▶ GIVEN INSTRUCTION: Restate the records below word for word, and omit the images they hold.

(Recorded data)
--- begin ---

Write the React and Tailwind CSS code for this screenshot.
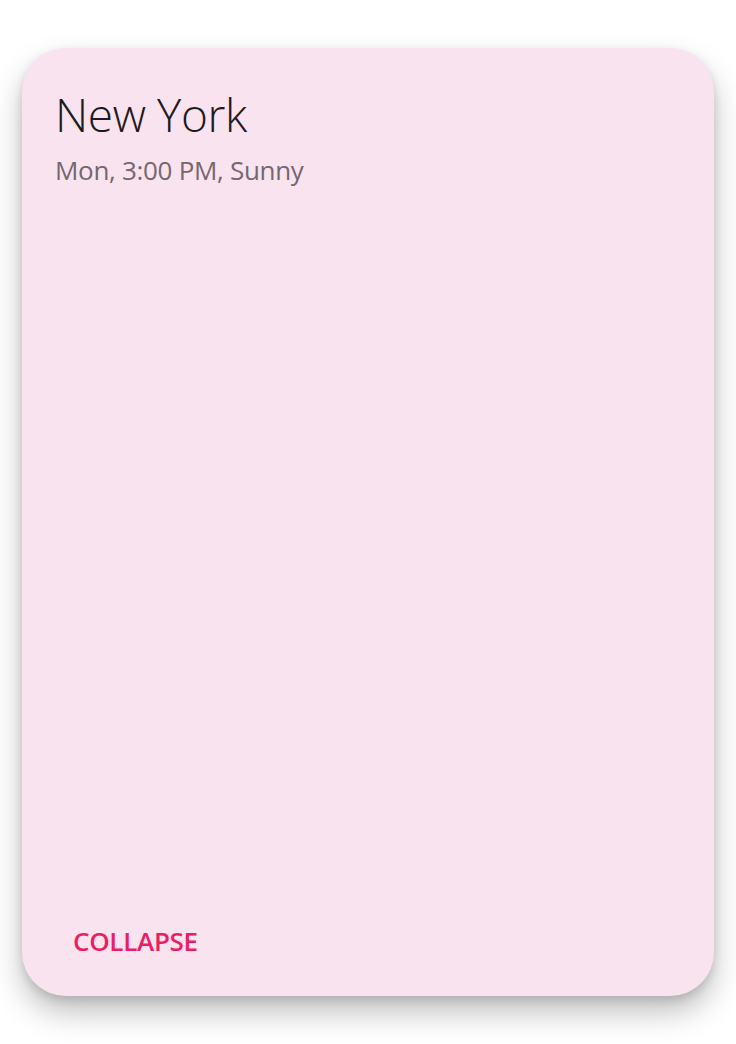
import React from "react";

export default function App() {
  return (
    <div className="min-h-screen w-full bg-white px-[22px] pt-[48px] pb-[48px] font-['Open_Sans',sans-serif]">
      {/* Card */}
      <div className="flex h-[948px] w-[692px] flex-col justify-between rounded-[44px] bg-[#f9e3ef] shadow-[0_16px_30px_rgba(0,0,0,0.25),0_4px_10px_rgba(0,0,0,0.12)]">
        <div className="px-[33px] pt-[38px]">
          <h1 className="text-[46px] leading-[56px] font-light tracking-[-0.4px] text-[#1f1a1d]">
            New York
          </h1>
          <p className="mt-[12px] text-[26px] leading-[32px] text-[#74676e] tracking-[-0.3px]">
            Mon, 3:00 PM, Sunny
          </p>
        </div>
        <div className="px-[51px] pb-[39px]">
          <button className="text-[26px] leading-[32px] font-semibold tracking-[-0.3px] text-[#e91e63]">
            COLLAPSE
          </button>
        </div>
      </div>
    </div>
  );
}
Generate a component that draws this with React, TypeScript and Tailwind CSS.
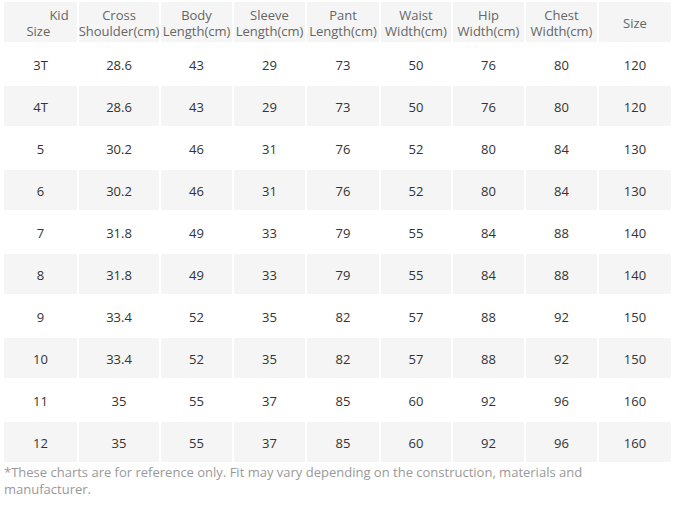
import React from "react";

const headers: React.ReactNode[] = [
  <div className="w-full text-left pl-[14px]">
    <span className="pl-[23px]">Kid</span>
    <br />
    Size
  </div>,
  <>Cross<br />Shoulder(cm)</>,
  <>Body<br />Length(cm)</>,
  <>Sleeve<br />Length(cm)</>,
  <>Pant<br />Length(cm)</>,
  <>Waist<br />Width(cm)</>,
  <>Hip<br />Width(cm)</>,
  <>Chest<br />Width(cm)</>,
  <>Size</>,
];

const rows: string[][] = [
  ["3T", "28.6", "43", "29", "73", "50", "76", "80", "120"],
  ["4T", "28.6", "43", "29", "73", "50", "76", "80", "120"],
  ["5", "30.2", "46", "31", "76", "52", "80", "84", "130"],
  ["6", "30.2", "46", "31", "76", "52", "80", "84", "130"],
  ["7", "31.8", "49", "33", "79", "55", "84", "88", "140"],
  ["8", "31.8", "49", "33", "79", "55", "84", "88", "140"],
  ["9", "33.4", "52", "35", "82", "57", "88", "92", "150"],
  ["10", "33.4", "52", "35", "82", "57", "88", "92", "150"],
  ["11", "35", "55", "37", "85", "60", "92", "96", "160"],
  ["12", "35", "55", "37", "85", "60", "92", "96", "160"],
];

export default function App() {
  return (
    <div className="w-[678px] h-[506px] bg-white pl-[4px] pt-[2px] font-['Open_Sans',sans-serif] text-[13px]">
      <div className="grid grid-cols-[73px_80px_71px_71px_72px_70px_71px_71px_72px] gap-[2px] w-fit">
        {headers.map((h, i) => (
          <div
            key={"h" + i}
            className="h-[40px] bg-[#f5f5f5] flex items-center justify-center text-center leading-[16px] text-[#666] pt-[1px]"
          >
            <div>{h}</div>
          </div>
        ))}
        {rows.map((r, ri) =>
          r.map((c, ci) => (
            <div
              key={ri + "-" + ci}
              className={
                "h-[40px] flex items-center justify-center text-[#333] pt-[4px] " +
                (ri % 2 === 1 ? "bg-[#f5f5f5]" : "bg-white")
              }
            >
              {c}
            </div>
          ))
        )}
      </div>
      <p className="w-[600px] mt-[2px] leading-[17px] text-[#999]">
        *These charts are for reference only. Fit may vary depending on the construction, materials and manufacturer.
      </p>
    </div>
  );
}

--- end ---

▶ RESULT OF THIS EXERCISE:
Write the React and Tailwind CSS code for this screenshot.
import React from "react";

export default function App() {
  return (
    <div className="min-h-screen w-full bg-white px-[22px] pt-[48px] pb-[48px] font-['Open_Sans',sans-serif]">
      {/* Card */}
      <div className="flex h-[948px] w-[692px] flex-col justify-between rounded-[44px] bg-[#f9e3ef] shadow-[0_16px_30px_rgba(0,0,0,0.25),0_4px_10px_rgba(0,0,0,0.12)]">
        <div className="px-[33px] pt-[38px]">
          <h1 className="text-[46px] leading-[56px] font-light tracking-[-0.4px] text-[#1f1a1d]">
            New York
          </h1>
          <p className="mt-[12px] text-[26px] leading-[32px] text-[#74676e] tracking-[-0.3px]">
            Mon, 3:00 PM, Sunny
          </p>
        </div>
        <div className="px-[51px] pb-[39px]">
          <button className="text-[26px] leading-[32px] font-semibold tracking-[-0.3px] text-[#e91e63]">
            COLLAPSE
          </button>
        </div>
      </div>
    </div>
  );
}
Generate a component that draws this with React, TypeScript and Tailwind CSS.
import React from "react";

const headers: React.ReactNode[] = [
  <div className="w-full text-left pl-[14px]">
    <span className="pl-[23px]">Kid</span>
    <br />
    Size
  </div>,
  <>Cross<br />Shoulder(cm)</>,
  <>Body<br />Length(cm)</>,
  <>Sleeve<br />Length(cm)</>,
  <>Pant<br />Length(cm)</>,
  <>Waist<br />Width(cm)</>,
  <>Hip<br />Width(cm)</>,
  <>Chest<br />Width(cm)</>,
  <>Size</>,
];

const rows: string[][] = [
  ["3T", "28.6", "43", "29", "73", "50", "76", "80", "120"],
  ["4T", "28.6", "43", "29", "73", "50", "76", "80", "120"],
  ["5", "30.2", "46", "31", "76", "52", "80", "84", "130"],
  ["6", "30.2", "46", "31", "76", "52", "80", "84", "130"],
  ["7", "31.8", "49", "33", "79", "55", "84", "88", "140"],
  ["8", "31.8", "49", "33", "79", "55", "84", "88", "140"],
  ["9", "33.4", "52", "35", "82", "57", "88", "92", "150"],
  ["10", "33.4", "52", "35", "82", "57", "88", "92", "150"],
  ["11", "35", "55", "37", "85", "60", "92", "96", "160"],
  ["12", "35", "55", "37", "85", "60", "92", "96", "160"],
];

export default function App() {
  return (
    <div className="w-[678px] h-[506px] bg-white pl-[4px] pt-[2px] font-['Open_Sans',sans-serif] text-[13px]">
      <div className="grid grid-cols-[73px_80px_71px_71px_72px_70px_71px_71px_72px] gap-[2px] w-fit">
        {headers.map((h, i) => (
          <div
            key={"h" + i}
            className="h-[40px] bg-[#f5f5f5] flex items-center justify-center text-center leading-[16px] text-[#666] pt-[1px]"
          >
            <div>{h}</div>
          </div>
        ))}
        {rows.map((r, ri) =>
          r.map((c, ci) => (
            <div
              key={ri + "-" + ci}
              className={
                "h-[40px] flex items-center justify-center text-[#333] pt-[4px] " +
                (ri % 2 === 1 ? "bg-[#f5f5f5]" : "bg-white")
              }
            >
              {c}
            </div>
          ))
        )}
      </div>
      <p className="w-[600px] mt-[2px] leading-[17px] text-[#999]">
        *These charts are for reference only. Fit may vary depending on the construction, materials and manufacturer.
      </p>
    </div>
  );
}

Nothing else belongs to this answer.